Tonka beans are used in a wide range of perfumes, and they have a warm, slightly sweet smell, which many people find reminds them of food, especially chocolate and vanilla. The scent of almonds is less often used (though James Heeley’s fine but painfully overpriced L’Amandière smells of almost nothing else), but they’re what give L’Homme Idéal its distinctly foody, burnt-sugar smell.

Luckily – from my point of view at least – L’Homme Idéal isn’t nearly as sickly-sweet as Thierry Mugler’s revolting Angel, or even as cutesy sweet as Black XS for Men from Paco Rabanne. Sweet smells, like sweet tastes, have something a bit childlike and unsophisticated about them, but Thierry Wasser has toned the sweetness down here by surrounding the tonka beans and almonds with the smells of freshly-sawn wood and new leather, as well as a hint of dry, earthy vetiver.

All in all this is a nice enough fragrance, but it’s a bit too muted and polite to really stand out for me. That may well be intentional, since it seems to be squarely aimed at the big middle market, whose buyers are not widely considered to be particularly adventurous or sophisticated. Mind you they’re also considered to be virtually illiterate, if Guerlain’s French-pretentious marketing guff is anything to go by.

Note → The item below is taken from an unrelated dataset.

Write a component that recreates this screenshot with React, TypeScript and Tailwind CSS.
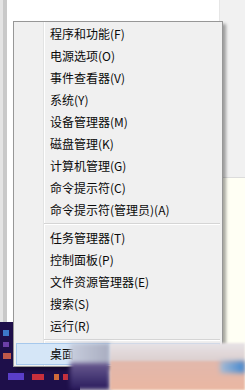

Yes, it’s same old tired perfume bollocks yet again: ‘The ideal man is a myth. His fragrance, a reality. Guerlain decodes men’s aspirations and creates for them a concentrate of ideal. The ideal fragrance? Smart, handsome, strong. Three adjectives, three accords for this fresh woody fragrance that will trigger your full potential.’ As a copywriter myself I’d be ashamed to have written that, though I’m sure whoever did write it was handsomely paid. (The box, incidentally, sports a typographical car-crash that seems to read, ‘Be You. No Need to Anymore Have Your Fragrance.’ Got that? Me neither.)

Still, the smell is nice enough, and the bottle is actually far better than most: a chunky glass square with (according to Guerlain) ‘radical’ matt black lacquer sides and a crisply detailed cap that apparently ‘borrows its guilloché detailing from the world of watchmaking.’ I think they should have borrowed the cap from an Amaretto bottle, but there you go.